De nos jours, Detroit est l'une des villes les plus actives sur le front du rap. Depuis un certain Eminem, elle peut aussi se targuer d'avoir livré à cette musique l'une de ses plus grandes stars. Mais avant, c'était une autre histoire. Active depuis les années 80, la scène locale a d'abord été ignorée. Et c'est précisément pour cette raison, qu'à cette époque, deux jeunes filles issues de cette scène avaient décidé de tenter leur chance ailleurs. Lichelle "Boss" Laws, la rappeuse, et Irene "Dee" Moore, son DJ, s'étaient alors relocalisées à Los Angeles. Le succès n'était pas venu tout de suite. Les deux partenaires avaient d'abord dû endurer des conditions de vie délicates dans le contexte hostile de South Central. Mais avec le temps, leur persévérance paya.

BOSS - Born Gangstaz

Boss attira l'attention de DJ Quik, tout juste couronné par le succès de Quik Is The Name. Par son biais, elle allait être invitée sur "Mai Sista Izza Bitch", un morceau d'AMG. Et par la suite, elle entrerait en contact avec Russell Simmons qui, intéressé par cette rappeuse timide en privé, mais pleine d'assurance un micro en main, l'accueillerait sur son label. Le nabab de Def Jam, en effet, cherchait à grappiller sa part de gâteau du rap californien, alors en plein essor, et il pensait qu'une rappeuse hardcore et gangsta pouvait devenir un concept porteur. Le futur lui donnera raison, dans le long terme, mais aussi plus rapidement, l'album de Boss, Born Gangstaz étant un succès, à l'échelle d'un rap féminin qui n'écoulait alors que peu de disques.

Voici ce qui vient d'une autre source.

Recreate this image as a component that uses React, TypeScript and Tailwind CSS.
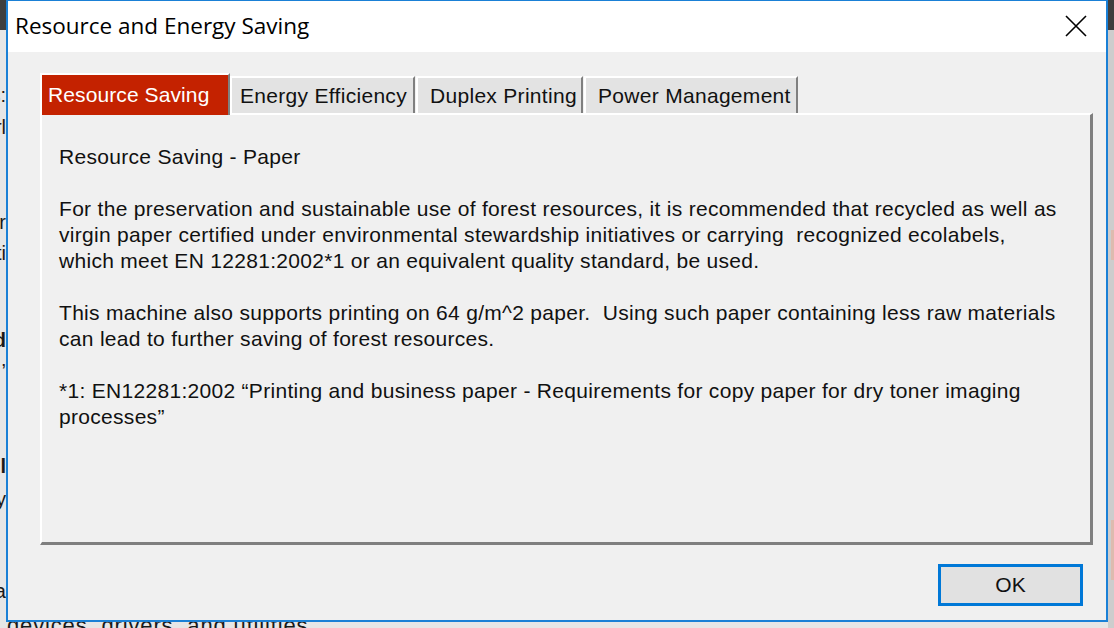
import React from "react";

const body = { fontFamily: '"Liberation Sans", Arial, sans-serif' };
const title = { fontFamily: '"Open Sans", "Noto Sans", sans-serif' };

const lines: string[] = [
  "Resource Saving - Paper",
  "",
  "For the preservation and sustainable use of forest resources, it is recommended that recycled as well as",
  "virgin paper certified under environmental stewardship initiatives or carrying  recognized ecolabels,",
  "which meet EN 12281:2002*1 or an equivalent quality standard, be used.",
  "",
  "This machine also supports printing on 64 g/m^2 paper.  Using such paper containing less raw materials",
  "can lead to further saving of forest resources.",
  "",
  "*1: EN12281:2002 \u201CPrinting and business paper - Requirements for copy paper for dry toner imaging",
  "processes\u201D",
];

const bgFragments: { top: number; text: string; bold?: boolean }[] = [
  { top: 82, text: "Status:" },
  { top: 114, text: "Ctrl" },
  { top: 209, text: "Printer" },
  { top: 240, text: "Multi" },
  { top: 327, text: "Reload", bold: true },
  { top: 358, text: "\u2019" },
  { top: 453, text: "Install", bold: true },
  { top: 486, text: "Copy" },
  { top: 578, text: "Data" },
];

export default function App() {
  return (
    <div className="relative w-[1114px] h-[628px] overflow-hidden bg-[#e6e6e6]" style={body}>
      {/* background desktop / page */}
      <div className="absolute left-0 top-0 w-full h-[30px] bg-[#3f3f3f]" />
      <div className="absolute left-0 top-0 w-[6px] h-full overflow-hidden">
        {bgFragments.map((f, i) => (
          <div
            key={i}
            className={`absolute right-0 whitespace-nowrap text-[20px] leading-[26px] text-[#1a1a1a] ${f.bold ? "font-bold" : ""}`}
            style={{ top: f.top }}
          >
            {f.text}
          </div>
        ))}
      </div>
      <div className="absolute right-0 top-[30px] w-[6px] h-[598px] bg-[#cdcdcd]" />
      <div className="absolute right-0 top-[230px] w-[3px] h-[30px] bg-[#e6b3a3] opacity-70" />
      <div className="absolute right-0 top-[520px] w-[3px] h-[60px] bg-[#e6b3a3] opacity-70" />
      <div className="absolute left-[7px] top-[613px] whitespace-nowrap text-[22px] tracking-[0.85px] leading-[26px] text-[#1a1a1a]">
        devices, drivers, and utilities
      </div>

      {/* dialog window */}
      <div className="absolute left-[6px] top-0 w-[1102px] h-[622px] border-t border-l-2 border-r-2 border-b-2 border-[#1a80d6] bg-[#f0f0f0] flex flex-col">
        {/* title bar */}
        <div className="h-[51px] bg-white flex items-center justify-between pl-[7px] pr-[19px] shrink-0">
          <span className="text-[22.5px] text-black pb-[1px]" style={title}>
            Resource and Energy Saving
          </span>
          <svg width="22" height="22" viewBox="0 0 22 22" className="mb-[1px]">
            <path d="M1 1 L21 21 M21 1 L1 21" stroke="#000" strokeWidth="1.6" fill="none" />
          </svg>
        </div>

        {/* body */}
        <div className="flex-1 flex flex-col pt-[21px]">
          {/* tabs */}
          <div className="flex items-end ml-[32px] h-[40px] relative z-10 text-[21px] tracking-[0.3px]">
            <div className="w-[190px] h-[42px] mb-[-2px] bg-[#c42200] border-t-2 border-l-2 border-white border-r-2 border-r-[#7f7f7f] pl-[6px] flex items-center text-white whitespace-nowrap tracking-[0.1px]">
              Resource Saving
            </div>
            <div className="w-[185px] h-[37px] bg-[#e3e3e3] border-t-2 border-l-2 border-white border-r-2 border-r-[#7f7f7f] pl-[8px] flex items-center text-[#111] whitespace-nowrap">
              Energy Efficiency
            </div>
            <div className="ml-[1px] w-[167px] h-[37px] bg-[#e3e3e3] border-t-2 border-l-2 border-white border-r-2 border-r-[#7f7f7f] pl-[12px] flex items-center text-[#111] whitespace-nowrap">
              Duplex Printing
            </div>
            <div className="ml-[1px] w-[214px] h-[37px] bg-[#e3e3e3] border-t-2 border-l-2 border-white border-r-2 border-r-[#7f7f7f] pl-[12px] flex items-center text-[#111] whitespace-nowrap">
              Power Management
            </div>
          </div>

          {/* panel */}
          <div className="ml-[32px] w-[1053px] h-[432px] border-t-2 border-l-2 border-white border-r-[3px] border-b-[3px] border-r-[#7f7f7f] border-b-[#7f7f7f] bg-[#f0f0f0] pl-[17px] pt-[29px]">
            {lines.map((l, i) => (
              <div key={i} className="h-[26px] leading-[26px] text-[21px] tracking-[0.3px] text-[#111] whitespace-pre">
                {l}
              </div>
            ))}
          </div>

          {/* buttons */}
          <div className="flex justify-end pr-[23px] mt-[19px]">
            <button className="w-[145px] h-[42px] border-[3px] border-[#0078d7] bg-[#e1e1e1] text-[21px] text-[#111] flex items-center justify-center">
              OK
            </button>
          </div>
        </div>
      </div>
    </div>
  );
}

Conçu avec de grands noms de la production en majorité new-yorkais (Def Jef, Erik Sermon, MC Serch, Jam Master Jay), cet album n'en employait pas moins tous les détails de la recette californienne : toujours accompagnée par Dee (Boss était aussi le nom du duo), mais occupant le rôle principal (Dee rappe, mais nettement moins bien que sa comparse), la rappeuse paradait sur la pochette armes à la main, elle se montrait dure, menaçante et prompte à la violence. Elle jurait aussi comme un charretier, elle nous parlait de meurtres, elle prétendait abuser des joints et elle répétait ne rien avoir à foutre de rien ("I don't Give a Fuck").

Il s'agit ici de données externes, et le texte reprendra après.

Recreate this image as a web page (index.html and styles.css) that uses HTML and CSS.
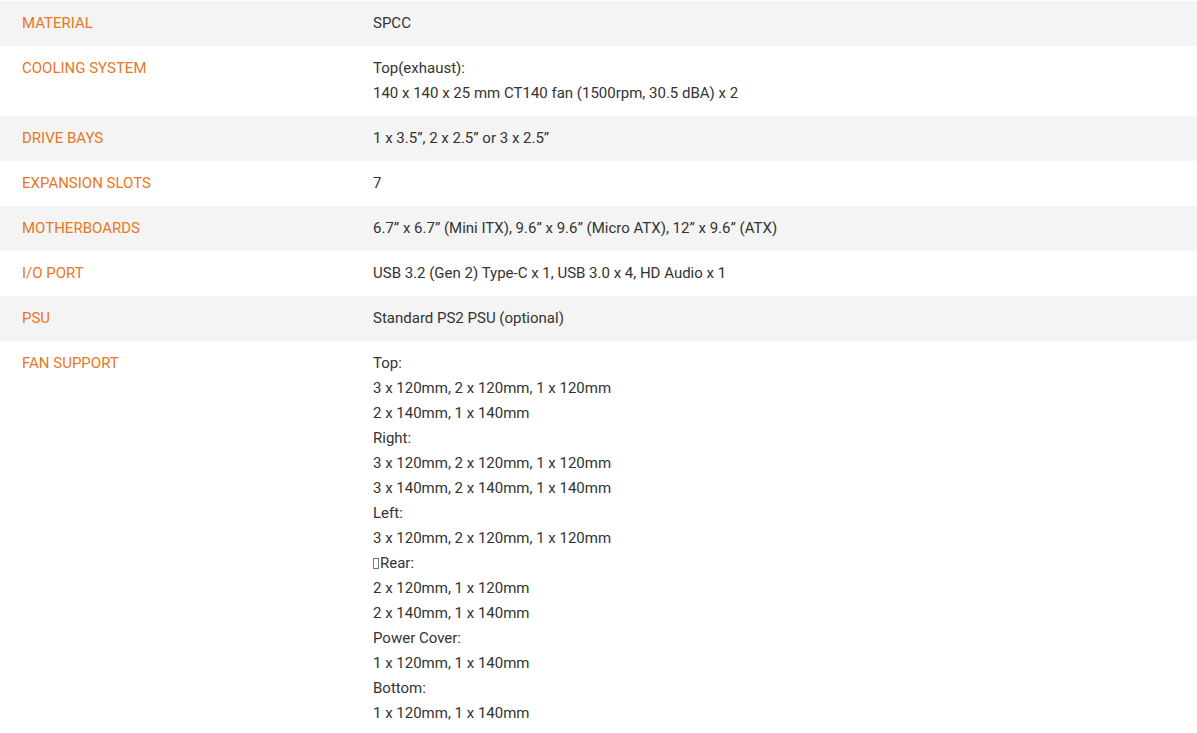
FILE: index.html
```html
<!DOCTYPE html>
<html>
<head>
<meta charset="utf-8">
<link rel="stylesheet" href="styles.css">
</head>
<body>
<table class="specs">
  <tr class="odd"><th>MATERIAL</th><td>SPCC</td></tr>
  <tr><th>COOLING SYSTEM</th><td>Top(exhaust):<br>140 x 140 x 25 mm CT140 fan (1500rpm, 30.5 dBA) x 2</td></tr>
  <tr class="odd"><th>DRIVE BAYS</th><td>1 x 3.5”, 2 x 2.5” or 3 x 2.5”</td></tr>
  <tr><th>EXPANSION SLOTS</th><td>7</td></tr>
  <tr class="odd"><th>MOTHERBOARDS</th><td>6.7” x 6.7” (Mini ITX), 9.6” x 9.6” (Micro ATX), 12” x 9.6” (ATX)</td></tr>
  <tr><th>I/O PORT</th><td>USB 3.2 (Gen 2) Type-C x 1, USB 3.0 x 4, HD Audio x 1</td></tr>
  <tr class="odd"><th>PSU</th><td>Standard PS2 PSU (optional)</td></tr>
  <tr><th>FAN SUPPORT</th><td>Top:<br>3 x 120mm, 2 x 120mm, 1 x 120mm<br>2 x 140mm, 1 x 140mm<br>Right:<br>3 x 120mm, 2 x 120mm, 1 x 120mm<br>3 x 140mm, 2 x 140mm, 1 x 140mm<br>Left:<br>3 x 120mm, 2 x 120mm, 1 x 120mm<br><span class="tofu"></span>Rear:<br>2 x 120mm, 1 x 120mm<br>2 x 140mm, 1 x 140mm<br>Power Cover:<br>1 x 120mm, 1 x 140mm<br>Bottom:<br>1 x 120mm, 1 x 140mm</td></tr>
</table>
</body>
</html>
```
FILE: styles.css
```css
html, body {
  margin: 0;
  padding: 0;
  background: #fff;
}
body {
  font-family: Roboto, "Liberation Sans", Arial, sans-serif;
  font-size: 15px;
  line-height: 25px;
  color: #333;
}
.specs {
  width: 100%;
  border-collapse: collapse;
  margin-top: 1px;
  table-layout: fixed;
}
.specs tr {
  background: #fff;
}
.specs tr.odd {
  background: #f4f4f4;
}
.specs th,
.specs td {
  padding: 10px 0;
  vertical-align: top;
  text-align: left;
  font-weight: 400;
}
.specs th {
  width: 351px;
  padding-left: 22px;
  color: #e8771f;
}
.specs td {
  color: #333;
}
.tofu {
  display: inline-block;
  width: 6px;
  height: 11px;
  border: 1px solid #777;
  margin-right: 1px;
  vertical-align: -1px;
  box-sizing: border-box;
}
```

Plus tard, certains reprocheront à Boss la gangster d'avoir été issue de la classe moyenne. Cependant, elle ne le cachait pas. Bien au contraire, en ouverture du disque, elle ironisait sur son éducation catholique et sur les cours de danse de son enfance. Et formellement, quoi qu'il en fut, elle cochait toutes les cases du rap de gangster. Elle le faisait si bien, que ça en devenait la limite de l'album. Celui-ci avait deux grands singles, "Deeper", une sorte de blues de la femme gangster, avec ragga et sample de Barry White en prime, et "Recipe of a Hoe", hymne féministe abrupt et fleuri. Toutefois le reste virait parfois à la formule : il ne révolutionnait en rien la recette ordinaire du gangsta rap, ni par les paroles, ni par ses sons véloces et funky.

Boss n'a pas apporté grand-chose à ce sous-genre, mais elle a été une étape dans l'évolution du rap féminin. Son style, notamment vestimentaire, était unisexe, pourtant elle inaugurait une nouvelle forme de fierté féminine en s'appropriant au profit des femmes les termes dépréciatifs de "bitch" et de "hoe". Elle inversait aussi la perspective en traitant les hommes avec le même mépris que ses congénères gangsta affichaient pour le beau sexe, insultant ces queutards décérébrés, incapables de rappeurs sexuels protégés ("Deeper"). D'autres femmes qu'elles, toutefois, devraient prendre la relève. Car après ce disque, Boss trouverait l'amour. Elle s'installerait au Texas et elle découvrirait les joies de la maternité. Elle lutterait aussi contre de graves problèmes de santé et subirait la greffe d'un rein. Confrontée à cela, et bientôt licenciée de Def Jam, elle ne trouverait plus guère le temps de poursuivre sa carrière.